====== Source excerpt

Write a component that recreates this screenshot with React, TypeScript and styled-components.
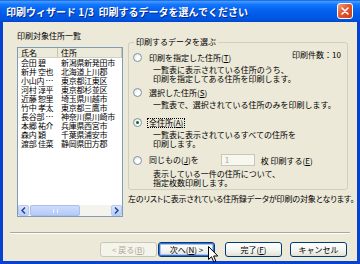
import React from "react";
import styled, { createGlobalStyle, css } from "styled-components";

const Global = createGlobalStyle`
  html, body { margin: 0; padding: 0; background: #ffffff; }
  body { font-family: "Noto Sans CJK JP", "Noto Sans", sans-serif; font-size: 8px; color: #000; }
  * { box-sizing: border-box; }
`;

const Window = styled.div`
  width: 360px;
  height: 264px;
  display: flex;
  flex-direction: column;
  background: #0842d3;
  overflow: hidden;
`;

const TitleBar = styled.div`
  height: 22px;
  flex: none;
  display: flex;
  align-items: center;
  justify-content: space-between;
  padding: 0 7px 0 6px;
  background: linear-gradient(
    to bottom,
    #0a5ed8 0%,
    #4599ff 7%,
    #1478ff 20%,
    #0566f2 40%,
    #005be8 65%,
    #0056e2 85%,
    #0048cf 100%
  );
`;

const TitleText = styled.span`
  color: #fff;
  font-weight: bold;
  font-size: 10px;
  line-height: 13px;
  text-shadow: 1px 1px 0 #0a2a88;
  white-space: pre;
`;

const CloseButton = styled.div`
  width: 16px;
  height: 16px;
  border: 1px solid #fff;
  border-radius: 3px;
  background: linear-gradient(135deg, #f0a080 0%, #e2582f 45%, #c8401a 100%);
  display: flex;
  align-items: center;
  justify-content: center;
`;

const Body = styled.div`
  flex: 1;
  margin: 0 3px 3px 3px;
  background: #ece9d8;
  display: flex;
  flex-direction: column;
  position: relative;
`;

const Main = styled.div`
  display: flex;
  padding: 8px 0 0 14px;
`;

const LeftCol = styled.div`
  width: 106px;
  display: flex;
  flex-direction: column;
`;

const Label = styled.div`
  height: 11px;
  line-height: 11px;
  margin-bottom: 6px;
  white-space: nowrap;
`;

const ListBox = styled.div`
  height: 170px;
  border: 1px solid #7f9db9;
  background: #fff;
  display: flex;
  flex-direction: column;
  overflow: hidden;
`;

const HeaderRow = styled.div`
  height: 10px;
  flex: none;
  display: flex;
  background: #ebeadb;
  border-bottom: 1px solid #d6d2c2;
`;

const HeaderCell = styled.div<{ $w?: number }>`
  ${(p) => (p.$w ? css`width: ${p.$w}px; flex: none;` : css`flex: 1;`)}
  line-height: 9px;
  padding-left: 3px;
  white-space: nowrap;
  overflow: hidden;
  border-right: 1px solid #c7c5b2;
`;

const Rows = styled.div`
  flex: 1;
  overflow: hidden;
`;

const Row = styled.div`
  display: flex;
  height: 9px;
  line-height: 9px;
  white-space: nowrap;
`;

const Cell = styled.div<{ $w?: number }>`
  ${(p) => (p.$w ? css`width: ${p.$w}px; flex: none; text-overflow: ellipsis;` : css`flex: 1;`)}
  padding-left: 3px;
  overflow: hidden;
  white-space: nowrap;
  letter-spacing: -0.3px;
`;

const HScroll = styled.div`
  height: 11px;
  flex: none;
  display: flex;
  background: #f4f3ee;
`;

const ScrollBtn = styled.div`
  width: 11px;
  height: 11px;
  flex: none;
  border: 1px solid #b5c9f3;
  border-radius: 2px;
  background: linear-gradient(to bottom, #dbe6fd, #b8cdf8);
  display: flex;
  align-items: center;
  justify-content: center;
`;

const Track = styled.div`
  flex: 1;
  display: flex;
  align-items: stretch;
`;

const Thumb = styled.div`
  width: 50px;
  margin-left: 1px;
  border: 1px solid #a8bff0;
  border-radius: 2px;
  background: linear-gradient(to bottom, #cddcfb, #b6cbf7);
  display: flex;
  align-items: center;
  justify-content: center;
`;

const Grip = styled.div`
  width: 5px;
  height: 4px;
  border-left: 1px solid #eef3fe;
  border-right: 1px solid #eef3fe;
`;

const RightCol = styled.div`
  margin-left: 5px;
  width: 220px;
  display: flex;
  flex-direction: column;
  padding-top: 12px;
`;

const GroupBox = styled.div`
  position: relative;
  height: 148px;
  border: 1px solid #d0d0bf;
  border-radius: 3px;
  padding: 10px 6px 0 4px;
  display: flex;
  flex-direction: column;
`;

const GroupTitle = styled.span`
  position: absolute;
  top: -6px;
  left: 5px;
  padding: 0 2px;
  line-height: 10px;
  background: #ece9d8;
  white-space: nowrap;
`;

const OptionRow = styled.div<{ $mt: number; $h?: number }>`
  display: flex;
  align-items: center;
  margin-top: ${(p) => p.$mt}px;
  height: ${(p) => p.$h ?? 9}px;
  line-height: 9px;
  white-space: nowrap;
`;

const Radio = styled.span<{ $checked?: boolean }>`
  width: 9px;
  height: 9px;
  flex: none;
  border-radius: 50%;
  border: 1px solid #7c93ad;
  background: radial-gradient(circle at 65% 65%, #ffffff 30%, #dcdad2 100%);
  display: flex;
  align-items: center;
  justify-content: center;
  margin-right: 5px;
  &::after {
    content: "";
    width: 3px;
    height: 3px;
    border-radius: 50%;
    background: ${(p) => (p.$checked ? "#1d5e1d" : "transparent")};
  }
`;

const OptionLabel = styled.span<{ $focus?: boolean }>`
  padding: 0 1px;
  border: 1px ${(p) => (p.$focus ? "dotted #000" : "solid transparent")};
  line-height: 8px;
`;

const Count = styled.span`
  margin-left: auto;
  margin-top: -6px;
  white-space: nowrap;
`;

const Desc = styled.div<{ $mt: number }>`
  margin-top: ${(p) => p.$mt}px;
  padding-left: 20px;
  line-height: 9px;
  white-space: nowrap;
`;

const SmallInput = styled.div`
  width: 34px;
  height: 12px;
  margin: 0 6px 0 20px;
  border: 1px solid #c9c7ba;
  background: #f7f6ef;
  color: #aca899;
  line-height: 10px;
  padding-left: 3px;
`;

const Note = styled.div`
  margin-top: 4px;
  line-height: 9px;
  white-space: nowrap;
  font-feature-settings: "palt";
  letter-spacing: -0.1px;
`;

const Separator = styled.div`
  margin: 15px 7px 0 7px;
  height: 2px;
  border-top: 1px solid #aca899;
  border-bottom: 1px solid #ffffff;
`;

const ButtonRow = styled.div`
  display: flex;
  justify-content: flex-end;
  padding: 8px 10px 0 0;
`;

const Button = styled.div<{ $disabled?: boolean; $default?: boolean; $ml: number }>`
  width: 57px;
  height: 15px;
  margin-left: ${(p) => p.$ml}px;
  border-radius: 3px;
  border: 1px solid ${(p) => (p.$disabled ? "#c9c7ba" : "#003c74")};
  background: ${(p) =>
    p.$disabled ? "#f5f4ea" : "linear-gradient(to bottom, #ffffff 0%, #f3f3ef 60%, #e2e0d6 100%)"};
  color: ${(p) => (p.$disabled ? "#aca899" : "#000")};
  box-shadow: ${(p) => (p.$default ? "inset 0 0 0 1px #3c6ecb, inset 0 0 0 2px #a9c4f5" : "none")};
  display: flex;
  align-items: center;
  justify-content: center;
  line-height: 9px;
  white-space: pre;
`;

const Cursor = styled.svg`
  position: absolute;
  left: 205px;
  top: 224px;
  pointer-events: none;
`;

const people: [string, string][] = [
  ["会田 碧", "新潟県新発田市"],
  ["新井 空也", "北海道上川郡"],
  ["小山内 朝日", "東京都江東区"],
  ["河村 淳平", "東京都杉並区"],
  ["近藤 恕里", "埼玉県川越市"],
  ["竹中 孝太", "東京都三鷹市"],
  ["長谷部 尚吾", "神奈川県川崎市"],
  ["本郷 祐介", "兵庫県西宮市"],
  ["森内 穎", "千葉県浦安市"],
  ["渡部 佳菜", "静岡県田方郡"],
];

export default function App() {
  return (
    <>
      <Global />
      <Window>
        <TitleBar>
          <TitleText>印刷ウィザード 1/3  印刷するデータを選んでください</TitleText>
          <CloseButton>
            <svg width="8" height="8" viewBox="0 0 8 8">
              <path d="M1 1 L7 7 M7 1 L1 7" stroke="#fff" strokeWidth="1.6" strokeLinecap="round" />
            </svg>
          </CloseButton>
        </TitleBar>
        <Body>
          <Main>
            <LeftCol>
              <Label>印刷対象住所一覧</Label>
              <ListBox>
                <HeaderRow>
                  <HeaderCell $w={40}>氏名</HeaderCell>
                  <HeaderCell>住所</HeaderCell>
                </HeaderRow>
                <Rows>
                  {people.map(([n, a]) => (
                    <Row key={n}>
                      <Cell $w={40}>{n}</Cell>
                      <Cell>{a}</Cell>
                    </Row>
                  ))}
                </Rows>
                <HScroll>
                  <ScrollBtn>
                    <svg width="5" height="7" viewBox="0 0 5 7">
                      <path d="M4 0.5 L1 3.5 L4 6.5" stroke="#24448e" strokeWidth="1.5" fill="none" />
                    </svg>
                  </ScrollBtn>
                  <Track>
                    <Thumb>
                      <Grip />
                    </Thumb>
                  </Track>
                  <ScrollBtn>
                    <svg width="5" height="7" viewBox="0 0 5 7">
                      <path d="M1 0.5 L4 3.5 L1 6.5" stroke="#24448e" strokeWidth="1.5" fill="none" />
                    </svg>
                  </ScrollBtn>
                </HScroll>
              </ListBox>
            </LeftCol>
            <RightCol>
              <GroupBox>
                <GroupTitle>印刷するデータを選ぶ</GroupTitle>
                <OptionRow $mt={0}>
                  <Radio />
                  <OptionLabel>
                    印刷を指定した住所(<u>T</u>)
                  </OptionLabel>
                  <Count>印刷件数：10</Count>
                </OptionRow>
                <Desc $mt={3}>
                  一覧表に表示されている住所のうち、
                  <br />
                  印刷を指定してある住所を印刷します。
                </Desc>
                <OptionRow $mt={5}>
                  <Radio />
                  <OptionLabel>
                    選択した住所(<u>S</u>)
                  </OptionLabel>
                </OptionRow>
                <Desc $mt={3}>一覧表で、選択されている住所のみを印刷します。</Desc>
                <OptionRow $mt={9}>
                  <Radio $checked />
                  <OptionLabel $focus>
                    全住所(<u>A</u>)
                  </OptionLabel>
                </OptionRow>
                <Desc $mt={3}>
                  一覧表に表示されているすべての住所を
                  <br />
                  印刷します。
                </Desc>
                <OptionRow $mt={6} $h={12}>
                  <Radio />
                  <OptionLabel>
                    同じもの(<u>J</u>)を
                  </OptionLabel>
                  <SmallInput>1</SmallInput>
                  <span>
                    枚 印刷する(<u>E</u>)
                  </span>
                </OptionRow>
                <Desc $mt={3}>
                  表示している一件の住所について、
                  <br />
                  指定枚数印刷します。
                </Desc>
              </GroupBox>
              <Note>左のリストに表示されている住所録データが印刷の対象となります。</Note>
            </RightCol>
          </Main>
          <Separator />
          <ButtonRow>
            <Button $disabled $ml={0}>
              {"< 戻る("}
              <u>B</u>
              {")"}
            </Button>
            <Button $default $ml={1}>
              {"次へ("}
              <u>N</u>
              {") >"}
            </Button>
            <Button $ml={10}>
              {"完了("}
              <u>F</u>
              {")"}
            </Button>
            <Button $ml={8}>キャンセル</Button>
          </ButtonRow>
          <Cursor width="11" height="17" viewBox="0 0 11 17">
            <path
              d="M0.5 0.5 L0.5 13.5 L3.5 10.8 L5.8 16 L7.8 15.1 L5.6 10 L9.8 10 Z"
              fill="#fff"
              stroke="#000"
              strokeWidth="1"
              strokeLinejoin="miter"
            />
          </Cursor>
        </Body>
      </Window>
    </>
  );
}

============

## [Written problem]
Locate the string "components" in the listing above and copy every line where it occurs.

## [Solution to the problem]
Write a component that recreates this screenshot with React, TypeScript and styled-components.
import styled, { createGlobalStyle, css } from "styled-components";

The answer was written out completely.